▶ **SHORT TASK**:
Pull out from the material below all lines with "React".

▶ **SOURCE RECORDS**:
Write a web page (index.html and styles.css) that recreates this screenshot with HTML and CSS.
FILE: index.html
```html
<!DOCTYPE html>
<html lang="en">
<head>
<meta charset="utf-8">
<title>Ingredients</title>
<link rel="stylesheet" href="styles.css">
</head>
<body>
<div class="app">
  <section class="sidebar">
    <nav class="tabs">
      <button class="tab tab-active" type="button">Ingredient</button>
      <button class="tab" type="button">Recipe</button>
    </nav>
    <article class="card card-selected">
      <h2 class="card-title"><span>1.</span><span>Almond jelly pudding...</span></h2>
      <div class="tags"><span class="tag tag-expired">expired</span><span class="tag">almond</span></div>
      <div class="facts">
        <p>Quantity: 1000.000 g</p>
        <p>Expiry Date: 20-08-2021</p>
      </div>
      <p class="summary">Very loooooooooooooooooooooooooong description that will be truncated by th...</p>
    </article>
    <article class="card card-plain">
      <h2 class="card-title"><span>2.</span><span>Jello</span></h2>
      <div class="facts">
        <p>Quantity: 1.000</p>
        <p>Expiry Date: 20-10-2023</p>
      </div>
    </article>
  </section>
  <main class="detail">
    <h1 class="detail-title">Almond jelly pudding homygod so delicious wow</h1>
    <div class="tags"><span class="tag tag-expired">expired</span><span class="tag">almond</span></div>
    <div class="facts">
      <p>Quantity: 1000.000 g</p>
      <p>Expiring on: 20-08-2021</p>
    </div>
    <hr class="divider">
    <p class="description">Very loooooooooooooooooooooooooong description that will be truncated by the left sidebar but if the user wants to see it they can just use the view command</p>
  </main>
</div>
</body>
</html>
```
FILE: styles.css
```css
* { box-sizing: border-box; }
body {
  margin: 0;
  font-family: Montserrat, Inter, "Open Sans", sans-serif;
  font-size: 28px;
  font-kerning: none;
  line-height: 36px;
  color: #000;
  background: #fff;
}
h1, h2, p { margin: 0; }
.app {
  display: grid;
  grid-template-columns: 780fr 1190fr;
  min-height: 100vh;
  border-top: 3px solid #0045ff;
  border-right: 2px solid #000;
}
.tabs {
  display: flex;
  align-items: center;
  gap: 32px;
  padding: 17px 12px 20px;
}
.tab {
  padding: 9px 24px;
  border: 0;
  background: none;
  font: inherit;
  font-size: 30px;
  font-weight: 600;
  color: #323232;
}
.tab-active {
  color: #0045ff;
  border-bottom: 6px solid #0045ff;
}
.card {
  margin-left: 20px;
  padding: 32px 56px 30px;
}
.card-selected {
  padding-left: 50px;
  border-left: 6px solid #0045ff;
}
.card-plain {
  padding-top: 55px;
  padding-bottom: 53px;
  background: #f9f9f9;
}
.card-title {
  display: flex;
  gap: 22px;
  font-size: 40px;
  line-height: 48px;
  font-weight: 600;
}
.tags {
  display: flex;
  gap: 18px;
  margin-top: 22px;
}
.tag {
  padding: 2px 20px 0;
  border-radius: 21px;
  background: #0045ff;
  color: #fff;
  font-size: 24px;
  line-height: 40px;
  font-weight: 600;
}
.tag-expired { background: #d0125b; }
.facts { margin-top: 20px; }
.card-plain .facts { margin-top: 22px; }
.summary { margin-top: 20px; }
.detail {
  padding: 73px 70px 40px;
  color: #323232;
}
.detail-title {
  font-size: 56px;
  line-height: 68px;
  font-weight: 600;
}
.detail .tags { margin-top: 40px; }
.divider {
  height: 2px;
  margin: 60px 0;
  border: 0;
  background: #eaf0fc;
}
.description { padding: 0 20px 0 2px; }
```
---
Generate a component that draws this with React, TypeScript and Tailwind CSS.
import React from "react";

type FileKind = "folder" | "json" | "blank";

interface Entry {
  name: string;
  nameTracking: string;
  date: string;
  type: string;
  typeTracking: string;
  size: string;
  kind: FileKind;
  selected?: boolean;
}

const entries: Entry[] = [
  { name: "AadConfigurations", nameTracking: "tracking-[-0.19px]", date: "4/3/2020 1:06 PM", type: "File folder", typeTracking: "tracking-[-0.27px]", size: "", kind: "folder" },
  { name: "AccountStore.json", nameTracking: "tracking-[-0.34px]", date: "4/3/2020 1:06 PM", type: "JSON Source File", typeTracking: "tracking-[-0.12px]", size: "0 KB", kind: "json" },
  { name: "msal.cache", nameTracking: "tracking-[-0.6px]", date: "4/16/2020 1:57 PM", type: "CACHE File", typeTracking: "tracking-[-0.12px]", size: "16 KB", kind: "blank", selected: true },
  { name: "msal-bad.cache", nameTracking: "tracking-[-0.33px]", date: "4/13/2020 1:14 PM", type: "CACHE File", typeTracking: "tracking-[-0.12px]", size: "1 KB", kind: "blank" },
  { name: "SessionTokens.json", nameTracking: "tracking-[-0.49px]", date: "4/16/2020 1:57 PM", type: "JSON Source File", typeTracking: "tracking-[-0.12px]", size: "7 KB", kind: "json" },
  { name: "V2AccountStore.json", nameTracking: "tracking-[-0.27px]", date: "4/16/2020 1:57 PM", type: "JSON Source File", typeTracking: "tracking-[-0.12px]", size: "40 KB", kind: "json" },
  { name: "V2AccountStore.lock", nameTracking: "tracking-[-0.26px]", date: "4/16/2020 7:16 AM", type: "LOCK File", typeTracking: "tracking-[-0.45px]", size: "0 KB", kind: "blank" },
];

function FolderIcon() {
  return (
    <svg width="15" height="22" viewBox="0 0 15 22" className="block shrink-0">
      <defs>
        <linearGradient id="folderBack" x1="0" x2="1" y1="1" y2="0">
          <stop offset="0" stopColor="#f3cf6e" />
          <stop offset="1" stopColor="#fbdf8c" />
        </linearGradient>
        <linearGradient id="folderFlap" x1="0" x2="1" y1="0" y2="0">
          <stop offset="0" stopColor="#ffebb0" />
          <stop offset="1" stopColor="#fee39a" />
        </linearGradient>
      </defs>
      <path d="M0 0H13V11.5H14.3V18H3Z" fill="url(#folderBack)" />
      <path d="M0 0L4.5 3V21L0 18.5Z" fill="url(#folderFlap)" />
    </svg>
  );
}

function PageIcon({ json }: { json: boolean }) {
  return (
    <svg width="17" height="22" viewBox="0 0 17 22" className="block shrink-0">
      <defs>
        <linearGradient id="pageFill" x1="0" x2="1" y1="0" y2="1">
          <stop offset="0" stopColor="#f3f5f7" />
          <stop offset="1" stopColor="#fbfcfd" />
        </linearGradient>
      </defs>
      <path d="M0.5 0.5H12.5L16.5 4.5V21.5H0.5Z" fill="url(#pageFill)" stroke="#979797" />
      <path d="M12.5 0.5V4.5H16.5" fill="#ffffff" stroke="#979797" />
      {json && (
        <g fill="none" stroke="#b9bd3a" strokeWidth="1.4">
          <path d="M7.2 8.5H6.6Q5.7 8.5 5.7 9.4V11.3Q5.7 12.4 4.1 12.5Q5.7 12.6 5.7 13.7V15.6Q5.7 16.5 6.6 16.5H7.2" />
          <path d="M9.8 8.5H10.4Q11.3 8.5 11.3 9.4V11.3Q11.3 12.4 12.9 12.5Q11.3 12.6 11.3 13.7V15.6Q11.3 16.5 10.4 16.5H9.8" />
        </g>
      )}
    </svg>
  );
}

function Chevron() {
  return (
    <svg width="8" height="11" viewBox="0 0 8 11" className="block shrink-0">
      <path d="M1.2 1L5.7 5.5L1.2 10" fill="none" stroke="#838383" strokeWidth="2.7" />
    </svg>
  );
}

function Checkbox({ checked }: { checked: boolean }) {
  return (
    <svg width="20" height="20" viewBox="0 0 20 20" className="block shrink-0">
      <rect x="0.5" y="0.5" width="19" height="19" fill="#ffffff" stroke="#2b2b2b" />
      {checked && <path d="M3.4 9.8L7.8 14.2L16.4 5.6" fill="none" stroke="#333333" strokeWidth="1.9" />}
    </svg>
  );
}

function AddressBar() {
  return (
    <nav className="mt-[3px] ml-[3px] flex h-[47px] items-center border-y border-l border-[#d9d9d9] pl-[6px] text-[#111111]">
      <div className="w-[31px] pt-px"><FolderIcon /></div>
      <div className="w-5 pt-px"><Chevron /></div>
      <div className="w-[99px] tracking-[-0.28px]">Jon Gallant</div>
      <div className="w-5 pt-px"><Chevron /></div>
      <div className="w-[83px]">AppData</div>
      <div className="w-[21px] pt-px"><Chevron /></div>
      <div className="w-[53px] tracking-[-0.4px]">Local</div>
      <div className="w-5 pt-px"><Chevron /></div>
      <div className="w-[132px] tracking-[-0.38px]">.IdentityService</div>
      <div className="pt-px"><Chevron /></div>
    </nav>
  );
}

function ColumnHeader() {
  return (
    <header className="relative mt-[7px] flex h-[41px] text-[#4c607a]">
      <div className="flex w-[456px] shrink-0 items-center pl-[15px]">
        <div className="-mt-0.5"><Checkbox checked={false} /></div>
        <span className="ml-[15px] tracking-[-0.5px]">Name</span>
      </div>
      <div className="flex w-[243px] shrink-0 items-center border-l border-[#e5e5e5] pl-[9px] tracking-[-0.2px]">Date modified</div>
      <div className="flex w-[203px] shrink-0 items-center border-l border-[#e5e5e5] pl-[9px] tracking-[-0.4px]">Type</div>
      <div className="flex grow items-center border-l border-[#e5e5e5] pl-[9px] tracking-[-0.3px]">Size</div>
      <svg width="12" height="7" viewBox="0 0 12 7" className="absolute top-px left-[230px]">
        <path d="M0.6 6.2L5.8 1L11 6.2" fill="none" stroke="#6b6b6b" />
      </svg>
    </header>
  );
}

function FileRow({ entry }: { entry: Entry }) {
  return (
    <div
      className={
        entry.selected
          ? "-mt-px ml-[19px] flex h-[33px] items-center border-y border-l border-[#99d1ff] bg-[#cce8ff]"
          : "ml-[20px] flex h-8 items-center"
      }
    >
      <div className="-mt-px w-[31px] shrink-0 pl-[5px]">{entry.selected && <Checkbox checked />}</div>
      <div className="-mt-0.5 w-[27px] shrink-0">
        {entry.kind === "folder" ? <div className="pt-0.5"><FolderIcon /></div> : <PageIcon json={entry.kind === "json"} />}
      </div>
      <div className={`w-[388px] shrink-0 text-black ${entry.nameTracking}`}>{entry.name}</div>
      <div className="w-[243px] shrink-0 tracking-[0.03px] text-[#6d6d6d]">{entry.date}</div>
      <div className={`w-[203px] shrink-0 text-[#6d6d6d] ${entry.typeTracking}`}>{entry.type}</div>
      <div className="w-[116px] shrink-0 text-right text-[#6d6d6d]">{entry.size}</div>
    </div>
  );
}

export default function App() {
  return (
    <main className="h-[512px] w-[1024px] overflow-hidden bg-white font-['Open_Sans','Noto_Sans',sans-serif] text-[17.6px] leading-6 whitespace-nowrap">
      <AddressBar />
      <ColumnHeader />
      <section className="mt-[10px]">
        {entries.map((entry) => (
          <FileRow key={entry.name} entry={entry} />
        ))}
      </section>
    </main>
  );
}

▶ **EXERCISE RESPONSE**:
Generate a component that draws this with React, TypeScript and Tailwind CSS.
import React from "react";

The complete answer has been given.